In all probability, Chuck and Jay's hats came from Robert's, the Nashville clothing store-cum-bar at which the group has become a regular attraction, playing to packed crowds for tips. Their debut mini-album, Live From Robert's, even opens with Mead informing the customers that "Boots are half price 'til 12 o'clock", a peculiarly rustic kind of happy-hour offer. From there on, though, it's a dazzling display of Western verve with a slightly risque edge, as the band tear through their repertoire of old favourites and idiosyncratic originals. "Bettie Bettie", for instance, hymns a porno star, while "Me Un' Opie" introduces pot-smoking to the clean-cut environs of TV's Andy Griffith Show. Surely this type of thing can't go down too well with the conservative country establishment?
"Ah, they love it, man!" claims Mead. "It's the same sort of spirit as white lightnin' [illegal hooch]. As for drug references, the pair point to the long tradition of amphetamine use underlying the entire genre of trucker's songs like "Six Days on the Road", wherein eyes are kept "open wide" by taking "little white pills".

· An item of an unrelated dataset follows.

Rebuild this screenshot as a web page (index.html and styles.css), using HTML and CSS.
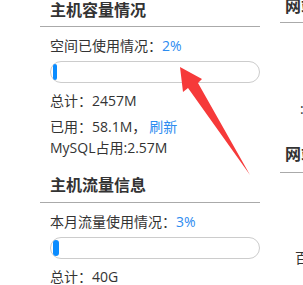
FILE: index.html
```html
<!DOCTYPE html>
<html lang="zh-CN">
<head>
  <meta charset="UTF-8" />
  <meta name="viewport" content="width=device-width, initial-scale=1.0"/>
  <title>主机信息</title>
  <link rel="stylesheet" href="styles.css">
</head>
<body>
  <div class="page">
    <!-- 左侧：主机信息 -->
    <div class="box box-host">
      <h3 class="box-title">主机容量情况</h3>
      <div class="box-body">
        <p class="line">空间已使用情况：<span class="num">2%</span></p>
        <div class="bar"><div class="bar-fill" style="width:2%"></div></div>
        <p class="line total">总计：2457M</p>
        <p class="line used">已用：58.1M，<a href="#" class="link">刷新</a><br>MySQL占用:2.57M</p>
      </div>

      <h3 class="box-title second">主机流量信息</h3>
      <div class="box-body">
        <p class="line">本月流量使用情况：<span class="num">3%</span></p>
        <div class="bar"><div class="bar-fill" style="width:3%"></div></div>
        <p class="line total">总计：40G</p>
      </div>
    </div>

    <!-- 右侧：网站信息 -->
    <div class="box box-site">
      <h3 class="box-title">网站基本信息</h3>
      <div class="site-body first">
        <p class="line site-row colon">:</p>
      </div>
      <h3 class="box-title second">网站访问统计</h3>
      <div class="site-body last">
        <p class="line site-row">百度收录</p>
      </div>
    </div>
  </div>

  <svg class="arrow" width="303" height="285" viewBox="0 0 303 285">
    <polygon points="180,67 202,79 198,83 250,175 188,88 183,92" fill="#f63a3a"/>
  </svg>
</body>
</html>
```

FILE: styles.css
```css
* {
  box-sizing: border-box;
}

html, body {
  margin: 0;
  width: 303px;
  height: 285px;
  overflow: hidden;
}

body {
  font-family: 'Open Sans', 'Noto Sans CJK SC', sans-serif;
  color: #333;
  background: #fff;
  position: relative;
}

.page {
  display: flex;
  align-items: flex-start;
  gap: 20px;
  padding-left: 40px;
}

.box-host {
  width: 220px;
  flex-shrink: 0;
}

.box-site {
  width: 200px;
  flex-shrink: 0;
  margin-top: -4px;
}

.box-title {
  margin: 0;
  font-size: 16px;
  font-weight: bold;
  line-height: 20px;
  padding: 0 0 6px 10px;
  border-bottom: 1px solid #aaa;
  white-space: nowrap;
}

.box-title.second {
  margin-top: 17px;
  padding-bottom: 7px;
}

.box-site .box-title {
  padding-left: 5px;
}

.box-site .box-title.second {
  margin-top: 25px;
  padding-bottom: 8px;
}

.box-body {
  padding: 8px 0 0 10px;
}

.line {
  margin: 0;
  font-size: 14px;
  line-height: 21px;
  white-space: nowrap;
}

.num, .link {
  color: #2d8cf0;
  text-decoration: none;
}

.link {
  margin-left: 3px;
}

.bar {
  margin-top: 5px;
  height: 22px;
  border: 1px solid #ccc;
  border-radius: 11px;
  padding: 2px;
  background: #fff;
}

.bar-fill {
  height: 100%;
  min-width: 4px;
  background: #0a8cff;
  border-radius: 3px;
}

.total {
  margin-top: 7px;
}

.used {
  margin-top: 5px;
}

.site-body.first {
  padding-top: 75px;
}

.site-body.last {
  padding-top: 74px;
}

.site-row {
  padding-left: 15px;
}

.site-row.colon {
  padding-left: 20px;
}

.arrow {
  position: absolute;
  top: 0;
  left: 0;
  pointer-events: none;
}
```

"There's another one by Red Sovine called 'Freightliner Fever'," adds Chuck, "where he talks about taking 'a little friend called the West Coast Turnaround', so he can drive all the way out to the coast, turn around and drive all the way back. Now they have Legal Speed at the truckstops, these little white cross things keep you going. Not as potent as the old Black Beauties or the West Coast Turnaround, maybe, but it's still speed."
The group's first studio album, BR5-49, fills in more of the picture, with standards like "Cherokee Boogie", "Crazy Arms" and "Hickory Wind" all but upstaged by originals like Mead's "Little Ramona (Gone Hillbilly Nuts)", a tale of a punkette who converts to country music.
"I think a lot of people recognise that Hank Williams and The Beatles and The Ramones are all the same in spirit," says Chuck. "So that song's basically about me, really. I'd always played country with my folks' family band, but I went through my little phase there where I wanted to get into something new, The Stones and all that. But in the Seventies it got kind of tedious and boring and over-produced - much like country music now. So in effect, we're part of a little underground punk-rock movement in country music."